Perusahaan tekstil raksasa Indonesia, PT Sri Rejeki Isman Tbk (Sritex), resmi dinyatakan pailit setelah menghadapi tekanan finansial yang berat akibat utang yang mencapai Rp 24 triliun.
Dulu dikenal sebagai salah satu perusahaan tekstil terbesar di Indonesia yang mengekspor produk berkualitas tinggi ke berbagai negara, kini Sritex mengalami krisis finansial yang berujung kebangkrutan.
Apa yang sebenarnya terjadi, dan apa dampak dari kejatuhan perusahaan ini?

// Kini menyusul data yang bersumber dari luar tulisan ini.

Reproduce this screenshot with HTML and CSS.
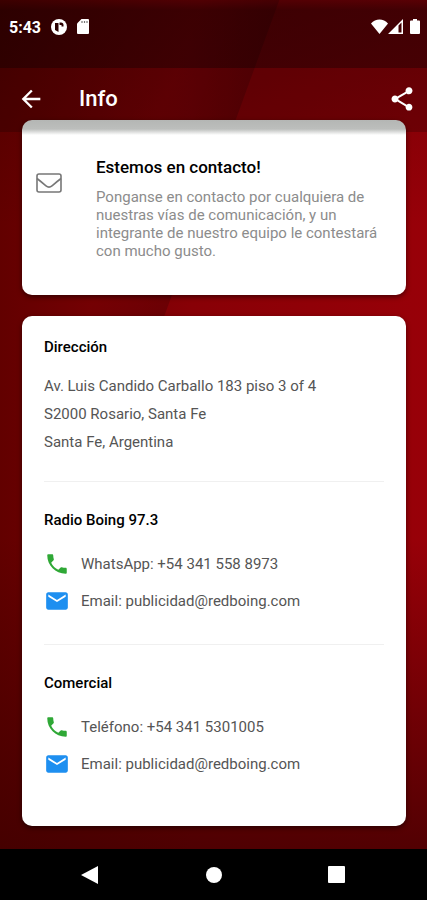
FILE: index.html
```html
<!DOCTYPE html>
<html lang="es">
  <head>
    <meta charset="utf-8" />
    <meta name="viewport" content="width=device-width, initial-scale=1" />
    <title>Info</title>
    <link rel="stylesheet" href="styles.css">
  </head>
  <body>
    <!-- shapes used more than once -->
    <svg width="0" height="0" class="defs">
      <symbol id="phone" viewBox="0 0 24 24">
        <path d="M6.620 10.790c1.440 2.830 3.760 5.140 6.590 6.590l2.200-2.200c.27-.27.67-.36 1.020-.24 1.120.37 2.330.57 3.570.57.55 0 1 .45 1 1V20c0 .55-.45 1-1 1-9.390 0-17-7.610-17-17 0-.55.45-1 1-1h3.500c.55 0 1 .45 1 1 0 1.250.2 2.450.57 3.570.11.35.03.74-.25 1.020l-2.200 2.200z" />
      </symbol>
      <symbol id="mail" viewBox="0 0 24 24">
        <path d="M20 4H4c-1.100 0-1.990.9-1.990 2L2 18c0 1.100.9 2 2 2h16c1.100 0 2-.9 2-2V6c0-1.100-.9-2-2-2zm0 4l-8 5-8-5V6l8 5 8-5v2z" />
      </symbol>
    </svg>

    <div class="status">
      <span class="time">5:43</span>
      <svg width="16" height="16" viewBox="0 0 16 16">
        <circle cx="8" cy="8" r="8" fill="#fff" />
        <path d="M4 4h3.500v9L4 11z" fill="#2b0000" />
        <path d="M8.500 3.500h1.500a2.500 2.500 0 0 1 2.500 2.500v1.500h-2V6h-2z" fill="#2b0000" />
      </svg>
      <svg class="sd" width="12" height="15" viewBox="0 0 12 15">
        <path d="M4.500 0H11a1 1 0 0 1 1 1v13a1 1 0 0 1-1 1H1a1 1 0 0 1-1-1V4.500z" fill="#fff" />
        <path d="M5 2v2M7.500 2v2M10 2v2" stroke="#777" stroke-width="1.200" />
      </svg>
      <div class="signals">
        <svg width="17" height="15" viewBox="0 0 17 15">
          <path d="M0 4.500C4.500-.8 12.500-.8 17 4.500L8.500 15z" fill="#fff" />
        </svg>
        <svg width="15" height="15" viewBox="0 0 15 15">
          <path d="M0 15L15 0v15zM10.500 6.500V13.500h3V3.600z" fill="#fff" fill-rule="evenodd" />
        </svg>
        <svg class="battery" width="10" height="15" viewBox="0 0 10 15">
          <path d="M3 0h4v1.500h2a1 1 0 0 1 1 1V14a1 1 0 0 1-1 1H1a1 1 0 0 1-1-1V2.500a1 1 0 0 1 1-1h2z" fill="#fff" />
        </svg>
      </div>
    </div>

    <header class="appbar">
      <button type="button" aria-label="Volver">
        <svg width="28" height="28" viewBox="0 0 24 24" fill="#fff">
          <path d="M20 11H7.830l5.590-5.590L12 4l-8 8 8 8 1.410-1.410L7.830 13H20v-2z" />
        </svg>
      </button>
      <h1>Info</h1>
      <button type="button" aria-label="Compartir">
        <svg width="28" height="28" viewBox="0 0 24 24" fill="#fff">
          <path d="M18 16.080c-.76 0-1.440.3-1.960.77L8.910 12.700c.05-.23.09-.46.09-.7s-.04-.47-.09-.7l7.050-4.110c.54.5 1.250.81 2.040.81 1.660 0 3-1.340 3-3s-1.340-3-3-3-3 1.340-3 3c0 .24.04.47.09.7L8.040 9.810C7.500 9.310 6.790 9 6 9c-1.660 0-3 1.340-3 3s1.340 3 3 3c.79 0 1.500-.31 2.040-.81l7.120 4.160c-.05.21-.08.43-.08.65 0 1.610 1.310 2.920 2.920 2.920s2.920-1.310 2.920-2.920-1.310-2.920-2.920-2.920z" />
        </svg>
      </button>
    </header>

    <main>
      <section class="card contact">
        <svg width="26" height="20" viewBox="0 0 26 20" fill="none" stroke="#777" stroke-width="1.600">
          <rect x="1" y="1" width="24" height="18" rx="2" />
          <path d="M1 5.500C4.500 8.200 7 10.300 10 12.800c2 1.700 4 1.700 6 0 3-2.500 5.500-4.600 9-7.300" />
        </svg>
        <div>
          <h2>Estemos en contacto!</h2>
          <p>Ponganse en contacto por cualquiera de nuestras vías de comunicación, y un integrante de nuestro equipo le contestará con mucho gusto.</p>
        </div>
      </section>

      <div class="card details">
        <section>
          <h3>Dirección</h3>
          <address>
            Av. Luis Candido Carballo 183 piso 3 of 4<br />
            S2000 Rosario, Santa Fe<br />
            Santa Fe, Argentina
          </address>
        </section>
        <section>
          <h3>Radio Boing 97.3</h3>
          <a href="tel:+543415588973"><svg class="phone"><use href="#phone" /></svg>WhatsApp: +54 341 558 8973</a>
          <a href="mailto:publicidad@redboing.com"><svg class="mail"><use href="#mail" /></svg>Email: publicidad@redboing.com</a>
        </section>
        <section>
          <h3>Comercial</h3>
          <a href="tel:+543415301005"><svg class="phone"><use href="#phone" /></svg>Teléfono: +54 341 5301005</a>
          <a href="mailto:publicidad@redboing.com"><svg class="mail"><use href="#mail" /></svg>Email: publicidad@redboing.com</a>
        </section>
      </div>
    </main>

    <nav class="navbar">
      <button type="button" aria-label="Atrás">
        <svg width="18" height="18" viewBox="0 0 18 18" fill="#fff"><path d="M0 9L17 0v18z" /></svg>
      </button>
      <button type="button" aria-label="Inicio">
        <svg width="18" height="18" viewBox="0 0 18 18" fill="#fff"><circle cx="9" cy="9" r="8" /></svg>
      </button>
      <button type="button" aria-label="Recientes">
        <svg width="18" height="18" viewBox="0 0 18 18" fill="#fff"><rect width="17" height="17" rx="1" /></svg>
      </button>
    </nav>
  </body>
</html>
```
FILE: styles.css
```css
* {
  box-sizing: border-box;
}

body {
  margin: 0;
  min-height: 100vh;
  display: flex;
  flex-direction: column;
  font-family: Roboto, "Liberation Sans", sans-serif;
  /* top and bottom fade, then the diagonal fold, then the red */
  background:
    linear-gradient(180deg, rgba(40, 0, 0, 0.3) 0%, rgba(60, 0, 0, 0) 25%, rgba(60, 0, 0, 0) 60%, rgba(60, 0, 0, 0.75) 94%),
    linear-gradient(110deg, rgba(0, 0, 0, 0) 190px, rgba(0, 0, 0, 0.18) 262px, rgba(0, 0, 0, 0) 263px) 0 0 / 100% 500px no-repeat,
    linear-gradient(90deg, #620000, #880006 45%, #980008);
}

h1,
h2,
h3,
p {
  margin: 0;
  font-weight: 500;
}

svg {
  display: block;
  flex: none;
}

.defs {
  position: absolute;
}

button {
  border: 0;
  padding: 0;
  background: none;
  cursor: pointer;
}

.status {
  height: 68px;
  padding: 19px 7px 0 9px;
  display: flex;
  align-items: flex-start;
  color: #fff;
  background: linear-gradient(rgba(0, 0, 0, 0.25) 0px, rgba(0, 0, 0, 0.45) 10px);
}

.time {
  font-size: 16px;
  line-height: 18px;
  font-weight: 700;
  margin-right: 10px;
}

.sd {
  margin-left: 10px;
}

.signals {
  display: flex;
  margin-left: auto;
}

.battery {
  margin-left: 7px;
}

.appbar {
  height: 64px;
  padding: 0 11px 2px 17px;
  display: flex;
  align-items: center;
  background: rgba(0, 0, 0, 0.2);
}

.appbar h1 {
  flex: 1;
  margin-left: 34px;
  color: #fff;
  font-size: 22px;
  line-height: 28px;
}

main {
  flex: 1;
  margin-top: -12px;
  padding: 0 21px 23px 22px;
  display: flex;
  flex-direction: column;
  gap: 21px;
}

.card {
  background: #fff;
  border-radius: 10px;
  box-shadow: 0 2px 5px rgba(0, 0, 0, 0.5);
}

.contact {
  display: flex;
  padding: 36px 22px 35px 14px;
  /* shadow that the app bar throws on the card */
  background: linear-gradient(#b4b6b4 0px, #bcbebc 9px, #fff 15px);
}

.contact svg {
  margin: 17px 34px 0 0;
}

.contact h2 {
  font-size: 17px;
  line-height: 22px;
  margin-bottom: 10px;
}

.contact p {
  color: #8c8c8c;
  font-size: 15px;
  line-height: 18px;
  font-weight: 400;
}

.details {
  padding: 21px 22px 19px;
}

.details section {
  padding: 28px 0 25px;
}

.details section:first-child {
  padding-top: 0;
}

.details section + section {
  border-top: 1px solid #f0f0f0;
}

.details h3 {
  font-size: 15px;
  line-height: 20px;
  margin-bottom: 15px;
}

.details address,
.details a {
  color: #555;
  font-size: 15px;
  font-style: normal;
}

.details address {
  line-height: 28px;
}

.details a {
  height: 37px;
  display: flex;
  align-items: center;
  text-decoration: none;
}

.details a svg {
  width: 26px;
  height: 26px;
  margin-right: 11px;
}

.phone {
  fill: #2fa836;
}

.mail {
  fill: #1e8ff0;
}

.navbar {
  height: 51px;
  padding: 0 28px;
  display: flex;
  align-items: center;
  background: #000;
}

.navbar button {
  flex: 1;
  display: flex;
  justify-content: center;
}
```
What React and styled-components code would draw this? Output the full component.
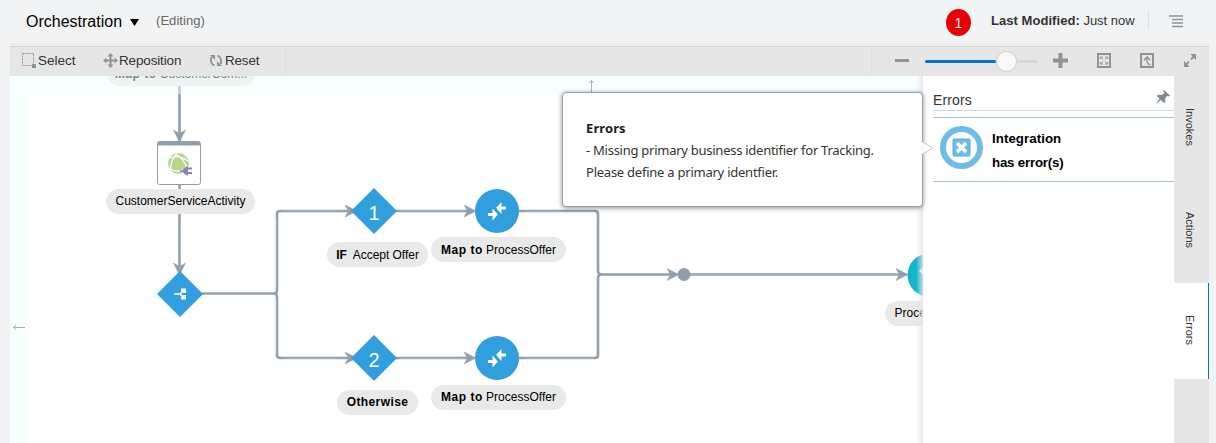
import React from 'react';
import styled, { createGlobalStyle, css } from 'styled-components';

const Global = createGlobalStyle`
  * { box-sizing: border-box; }
  body { margin: 0; background: #f2f3f5; font-family: "Liberation Sans", Arial, sans-serif; color: #333; overflow: hidden; }
  svg { display: block; flex: none; }
`;

const Page = styled.div`
  width: 1216px;
  height: 443px;
  display: flex;
  flex-direction: column;
  padding: 0 7px 0 10px;
  overflow: hidden;
`;

const Header = styled.header`
  height: 43px;
  flex: none;
  display: flex;
  align-items: center;
  padding: 0 26px 2px 16px;
`;

const Title = styled.h1`
  margin: 0;
  font-size: 16px;
  font-weight: 400;
  line-height: 20px;
  color: #000;
  width: 97px;
  padding-top: 2px;
`;

const Status = styled.span`
  margin-left: 17px;
  font-size: 13px;
  color: #666;
  letter-spacing: 0.05px;
`;

const Caret = styled.svg`
  margin: 4px 0 0 7px;
`;

const ErrorCount = styled.div`
  margin: 3px 20px 0 auto;
  width: 25px;
  height: 27px;
  border-radius: 50%;
  background: #e60008;
  color: #fff;
  font-size: 14px;
  line-height: 28px;
  text-align: center;
`;

const Modified = styled.div`
  font-size: 13px;
  color: #333;
  width: 157px;
  white-space: nowrap;
  letter-spacing: -0.02px;
  b { letter-spacing: 0.05px; }
`;

const MenuSlot = styled.div`
  display: flex;
  align-items: center;
  height: 18px;
  border-left: 1px solid #d9e0e6;
  padding-left: 20px;
  margin-top: -2px;
  svg { margin-top: 3px; }
`;

const Workspace = styled.div`
  height: 400px;
  flex: none;
  display: flex;
  flex-direction: column;
  border-top: 3px solid #ededef;
`;

const Toolbar = styled.div`
  height: 30px;
  flex: none;
  display: flex;
  align-items: center;
  border-top: 1px solid #d6d8c6;
  background: #e6e6e6;
`;

const ToolGroup = styled.div`
  display: flex;
  align-items: center;
  height: 25px;
  width: 276px;
  padding: 0 0 2px 12px;
  border-right: 1px solid #dadfe4;
`;

const Tool = styled.button`
  display: flex;
  align-items: center;
  padding: 0;
  border: 0;
  background: none;
  font: 13.5px/16px "Liberation Sans", Arial, sans-serif;
  color: #333;
  width: ${(p) => p.$width}px;
  gap: ${(p) => p.$gap || 0}px;
  letter-spacing: ${(p) => p.$track || 0}px;
`;

const ZoomGroup = styled.div`
  margin-left: auto;
  display: flex;
  align-items: center;
  height: 25px;
  width: 338px;
  border-left: 1px solid #dadfe4;
  padding-left: 23px;
  > svg { margin-bottom: 2px; }
`;

const Slider = styled.div`
  width: 113px;
  height: 21px;
  margin: 0 15px 0 16px;
  display: flex;
  align-items: center;
`;

const Track = styled.div`
  height: 3px;
  border-radius: 2px;
  background: ${(p) => (p.$filled ? '#0572ce' : '#d5d7d9')};
  ${(p) => (p.$filled ? css`width: 71px;` : css`flex: 1;`)}
`;

const Thumb = styled.div`
  width: 21px;
  height: 21px;
  border-radius: 50%;
  background: #f9f9f9;
  border: 1px solid #c8ccd0;
`;

const Body = styled.div`
  flex: 1;
  min-height: 0;
  display: flex;
`;

const Canvas = styled.main`
  position: relative;
  width: 913px;
  flex: none;
  overflow: hidden;
  background: #fff;
  &::after {
    content: '';
    position: absolute;
    top: 0;
    right: 0;
    bottom: 0;
    width: 7px;
    background: linear-gradient(to right, rgba(255,255,255,0), rgba(228,230,232,0.85));
  }
`;

const Links = styled.svg`
  position: absolute;
  left: 0;
  top: 0;
`;

const EdgeZone = styled.div`
  position: absolute;
  left: 0;
  top: 0;
  background: rgba(240, 255, 255, 0.5);
  ${(p) => (p.$side === 'top'
    ? css`left: 18px; right: 0; height: 18px;`
    : css`width: 18px; bottom: 0;`)}
`;

const Label = styled.div`
  position: absolute;
  left: ${(p) => p.$x}px;
  top: ${(p) => p.$y}px;
  width: ${(p) => p.$w}px;
  height: 25px;
  border-radius: 13px;
  background: #e9e9e9;
  color: #000;
  font-size: 12px;
  line-height: ${(p) => p.$line || 25}px;
  text-align: center;
  white-space: pre;
  letter-spacing: ${(p) => p.$track || 0}px;
  b { letter-spacing: ${(p) => p.$bold ?? 0.5}px; }
`;

const Node = styled.svg`
  position: absolute;
  left: ${(p) => p.$x}px;
  top: ${(p) => p.$y}px;
`;

const Panel = styled.aside`
  position: relative;
  width: 251px;
  flex: none;
  background: #fff;
  padding: 7px 0 0 10px;
`;

const PanelHead = styled.div`
  height: 28px;
  display: flex;
  justify-content: space-between;
  align-items: center;
  padding: 6px 4px 0 0;
  border-bottom: 1px solid #c9d8e6;
  font-size: 14px;
  letter-spacing: 0.15px;
  svg { margin-top: -5px; }
`;

const ErrorItem = styled.div`
  margin-top: 6px;
  height: 65px;
  display: flex;
  padding: 8px 0 0 7px;
  border-top: 1px solid #a6c1e5;
  border-bottom: 1px solid #a6c1e5;
`;

const ErrorText = styled.div`
  margin: 1px 0 0 9px;
  font-size: 13.3px;
  font-weight: 700;
  line-height: 24px;
  color: #000;
  p { margin: 0; letter-spacing: 0.05px; }
  p + p { letter-spacing: -0.2px; }
`;

const Tabs = styled.nav`
  width: 35px;
  flex: none;
  display: flex;
  flex-direction: column;
  background: #e6e6e6;
`;

const Tab = styled.div`
  height: ${(p) => p.$h}px;
  display: flex;
  align-items: center;
  justify-content: center;
  writing-mode: vertical-rl;
  font-size: 11px;
  color: #333;
  padding-right: ${(p) => (p.$active ? 3 : 4)}px;
  padding-bottom: 2px;
  ${(p) => p.$active && css`background: #fff; border-right: 1px solid #0572ce;`}
`;

const Tooltip = styled.div`
  position: absolute;
  z-index: 2;
  left: -361px;
  top: 16px;
  width: 361px;
  height: 115px;
  padding: 24px 23px;
  background: #fff;
  border: 1px solid #94a2b0;
  border-radius: 4px;
  box-shadow: 0 1px 5px rgba(0, 0, 0, 0.45);
  font: 13px/22px "Noto Sans", "Open Sans", sans-serif;
  color: #333;
  white-space: nowrap;
  p { margin: 0; }
`;

const TipTitle = styled.p`
  font-weight: 700;
  color: #1c1c1c;
  letter-spacing: 0.1px;
`;

const TipLine = styled.p`
  letter-spacing: ${(p) => p.$track}px;
`;

const TipArrow = styled.svg`
  position: absolute;
  right: -12px;
  top: 48px;
`;

const GREY = '#919eab';
const BLUE = '#319fdd';

function Arrow({ x, y, down }) {
  return <path transform={`translate(${x} ${y})${down ? ' rotate(90)' : ''}`} d="M0 0L-12 -6L-8.500 0L-12 6Z" fill={GREY} stroke={GREY} strokeWidth="0.5" />;
}

function Choice({ x, y, children }) {
  return (
    <Node $x={x} $y={y} width="46" height="46">
      <path d="M23 0L46 23L23 46L0 23Z" fill={BLUE} />
      {children}
    </Node>
  );
}

const Digit = styled.text`
  font: 20px "Liberation Sans", Arial, sans-serif;
  fill: #fff;
  text-anchor: middle;
`;

function MapNode({ x, y }) {
  return (
    <Node $x={x} $y={y} width="44" height="44">
      <circle cx="22" cy="22" r="22" fill={BLUE} />
      <path d="M13 24H17.500V19.500L23 25.500L17.500 31.500V27H13ZM31 17.500H26.500V13L21 19L26.500 25V20.500H31Z" fill="#fff" />
      <path d="M21 19L23 25.500" stroke={BLUE} strokeWidth="1" />
    </Node>
  );
}

function ServiceNode() {
  return (
    <Node $x={147} $y={65} width="44" height="44">
      <rect x="0.5" y="0.5" width="43" height="43" rx="2" fill="#fff" stroke="#919eab" />
      <path d="M1 1H43V4.500H1Z" fill="#919eab" />
      <circle cx="21.500" cy="22.500" r="10.500" fill="#b7d78b" />
      <g fill="none" stroke="#fff" strokeWidth="1.200">
        <path d="M13 17Q21 13 31 20M19.500 13Q13 20 13.500 30M19 13Q28 19 30 28M12 27Q18 32 26 29" />
      </g>
      <path d="M23 29.300H26Q27 26 31 25.500V34.500Q27 34 26 30.700H23Z" fill="#8a80c4" />
      <path d="M31 27.500H35M31 32H35" stroke="#8a80c4" strokeWidth="2" />
    </Node>
  );
}

function Diagram() {
  return (
    <Canvas>
      <Links width="913" height="367">
        <g fill="none" stroke={GREY} strokeWidth="2.6">
          <path d="M169.500 0V190M192 217.500H264Q267 217.500 267 214V138Q267 135 270 135H338M264 217.500Q267 217.500 267 221V279Q267 282 270 282H338" />
          <path d="M386 135H458M386 282H458M509 135H585Q588 135 588 138V195Q588 198.500 592 198.500H661M509 282H585Q588 282 588 279V202Q588 198.500 592 198.500M674 198.500H890" />
        </g>
        <g stroke="#bbc7d1" strokeWidth="1" opacity="0.5">
          <path d="M170.500 143V188M192 216.500H264M266.500 142V211M266.500 224V277M272 134.500H333M272 282.500H333M390 134.500H454M390 282.500H454M516 135.500H584M516 282.500H584M680 198.500H888" />
        </g>
        <Arrow x={169.500} y={66} down />
        <Arrow x={169.500} y={199} down />
        <Arrow x={347} y={135} />
        <Arrow x={347} y={282} />
        <Arrow x={466} y={135} />
        <Arrow x={466} y={282} />
        <Arrow x={669} y={198.500} />
        <Arrow x={898} y={198.500} />
        <circle cx="674" cy="198.500" r="6.500" fill={GREY} />
      </Links>
      <ServiceNode />
      <Choice x={147} y={195}>
        <path d="M17 23H23L26 20M23 23L26 26" fill="none" stroke="#fff" strokeWidth="1.600" />
        <path d="M24 17.500H29V22H26.500L24 19.500ZM24 28.500H29V24H26.500L24 26.500Z" fill="#fff" />
      </Choice>
      <Choice x={341} y={112}><Digit x="23" y="32">1</Digit></Choice>
      <Choice x={341} y={259}><Digit x="23" y="32">2</Digit></Choice>
      <MapNode x={465} y={113} />
      <MapNode x={465} y={260} />
      <Node $x={897} $y={177} width="44" height="44">
        <circle cx="22" cy="22" r="21.500" fill="#12b5cb" />
        <path d="M12 18L20 11V25Z" fill="#fff" />
      </Node>
      <Label $x={97} $y={-15} $w={148} $line={27}><b>Map to</b> CustomerCom...</Label>
      <Label $x={96} $y={113} $w={149}>CustomerServiceActivity</Label>
      <Label $x={317} $y={166} $w={101} $bold={0} $track={-0.03} $line={26}><b>IF</b>  Accept Offer</Label>
      <Label $x={421} $y={161} $w={135} $line={27}><b>Map to</b> ProcessOffer</Label>
      <Label $x={327} $y={314} $w={81} $bold={0.4}><b>Otherwise</b></Label>
      <Label $x={421} $y={309} $w={135}><b>Map to</b> ProcessOffer</Label>
      <Label $x={875} $y={225} $w={89}>ProcessOffer</Label>
      <EdgeZone $side="top" />
      <EdgeZone $side="left" />
      <Links width="913" height="367" fill="none" stroke="#aab0ad">
        <path d="M581.500 16V4.500M579 7L581.500 4.500L584 7M15 251.500H3.500M6 249L3.500 251.500L6 254" />
      </Links>
    </Canvas>
  );
}

function Fit() {
  return (
    <svg width="14" height="15" fill="none" stroke="#8e9398">
      <rect x="1" y="1" width="12" height="13" strokeWidth="2" />
      <path d="M3.500 6V4H6M8 4H10.500V6M3.500 9V11H6M10.500 9V11H8M4 4.500L6 6.500M10 4.500L8 6.500M4 10.500L6 8.500M10 10.500L8 8.500" />
    </svg>
  );
}

export default function App() {
  return (
    <Page>
      <Global />
      <Header>
        <Title>Orchestration</Title>
        <Caret width="9" height="7"><path d="M0 0H9L4.500 7Z" fill="#000" /></Caret>
        <Status>(Editing)</Status>
        <ErrorCount>1</ErrorCount>
        <Modified><b>Last Modified:</b> Just now</Modified>
        <MenuSlot>
          <svg width="14" height="13" stroke="#8e9398" strokeWidth="1.700">
            <path d="M0 1H14M3 4.500H14M3 8H14M3 11.500H14" />
          </svg>
        </MenuSlot>
      </Header>
      <Workspace>
        <Toolbar>
          <ToolGroup>
            <Tool $width={81} $gap={2}>
              <svg width="14" height="15" fill="none" stroke="#8e9398">
                <rect x="0.500" y="0.500" width="11" height="12" strokeDasharray="2 1" />
                <rect x="10" y="11" width="4" height="4" fill="#8e9398" stroke="none" />
              </svg>
              Select
            </Tool>
            <Tool $width={107} $gap={1} $track={-0.15}>
              <svg width="15" height="15" fill="#8e9398">
                <path d="M7.500 0L10.500 3.500H8.500V6.500H11.500V4.500L15 7.500L11.500 10.500V8.500H8.500V11.500H10.500L7.500 15L4.500 11.500H6.500V8.500H3.500V10.500L0 7.500L3.500 4.500V6.500H6.500V3.500H4.500Z" />
              </svg>
              Reposition
            </Tool>
            <Tool $width={60} $gap={3} $track={-0.2}>
              <svg width="12" height="13" fill="none" stroke="#8e9398" strokeWidth="1.800">
                <path d="M4.500 11.500Q1 10 1 6V3M7.500 1.500Q11 3 11 7V10" />
                <path d="M0 1H5V6ZM7 7V12H12Z" fill="#8e9398" stroke="none" />
              </svg>
              Reset
            </Tool>
          </ToolGroup>
          <ZoomGroup>
            <svg width="14" height="14"><path d="M0 5H14V8H0Z" fill="#8e9398" /></svg>
            <Slider>
              <Track $filled />
              <Thumb />
              <Track />
            </Slider>
            <svg width="15" height="15"><path d="M5.500 0H9.500V5.500H15V9.500H9.500V15H5.500V9.500H0V5.500H5.500Z" fill="#8e9398" /></svg>
            <svg width="29" height="1" />
            <Fit />
            <svg width="29" height="1" />
            <svg width="14" height="15" fill="none" stroke="#8e9398">
              <rect x="1" y="1" width="12" height="13" strokeWidth="2" />
              <path d="M10.500 11.500Q7 11.500 7 8V4M3.800 7.200L7 4L10.200 7.200" strokeWidth="1.300" />
            </svg>
            <svg width="30" height="1" />
            <svg width="12" height="13" fill="#8e9398">
              <path d="M12 0V6L9.800 3.900L7.500 6.200L6.200 4.900L8.500 2.500L6.500 0ZM0 13V7L2.200 9.100L4.500 6.800L5.800 8.100L3.500 10.500L5.500 13Z" />
            </svg>
          </ZoomGroup>
        </Toolbar>
        <Body>
          <Diagram />
          <Panel>
            <PanelHead>
              Errors
              <svg width="15" height="15" fill="#858b91">
                <path d="M9 0L15 5.500L13.500 6.500L12 6L10 9L10.500 12L9 13L5.800 10L0.500 14.500L4.500 8.500L1.500 6L3 4.800L6.500 5L9.500 3L8 1.300Z" />
              </svg>
            </PanelHead>
            <ErrorItem>
              <svg width="43" height="43">
                <circle cx="21.500" cy="21.500" r="18.500" fill="#fff" stroke="#6ebde7" strokeWidth="6" />
                <rect x="13" y="13" width="17" height="17" rx="1" fill="#6ebde7" stroke="#57aedb" />
                <path d="M17 17L26 26M26 17L17 26" stroke="#fff" strokeWidth="3.500" />
              </svg>
              <ErrorText><p>Integration</p><p>has error(s)</p></ErrorText>
            </ErrorItem>
            <Tooltip>
              <TipTitle>Errors</TipTitle>
              <TipLine $track={-0.26}>- Missing primary business identifier for Tracking.</TipLine>
              <TipLine $track={-0.24}>Please define a primary identfier.</TipLine>
              <TipArrow width="13" height="14"><path d="M0 0L12 7L0 14" fill="#f8fafc" stroke="#c3ced8" /></TipArrow>
            </Tooltip>
          </Panel>
          <Tabs>
            <Tab $h={103}>Invokes</Tab>
            <Tab $h={104}>Actions</Tab>
            <Tab $h={96} $active>Errors</Tab>
          </Tabs>
        </Body>
      </Workspace>
    </Page>
  );
}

Kronologi Kejatuhan Sritex: Utang Besar dan Pandemi yang Tak Terduga
Laba Sritex di Masa Jaya (2017 - 2020)
Sebelum menghadapi krisis, Sritex sebenarnya berada dalam masa keemasan. Laba perusahaan ini terus meningkat dari tahun ke tahun, menunjukkan bahwa bisnis mereka sedang tumbuh pesat.
Berikut adalah laba bersih yang dicatatkan Sritex dalam beberapa tahun sebelum krisis:
- 2017: Rp 600 miliar
- 2018: Rp 800 miliar
- 2019: Rp 1,2 triliun
- 2020: Rp 1,3 triliun
Dengan keuntungan yang stabil ini, Sritex kemudian memutuskan untuk memperluas bisnisnya dengan berinvestasi dalam skala besar.
Perusahaan mengambil utang yang cukup besar untuk membeli mesin-mesin modern yang nilainya mencapai triliunan rupiah, dengan tujuan meningkatkan kapasitas produksi dan efisiensi.
Pada masa itu, manajemen perusahaan meyakini bahwa ekspansi ini akan memperkuat posisi mereka di pasar global.
Utang Jumbo untuk Ekspansi dan Kejutan Pandemi COVID-19
Keputusan untuk mengambil utang dalam jumlah besar ini mungkin tampak logis saat itu.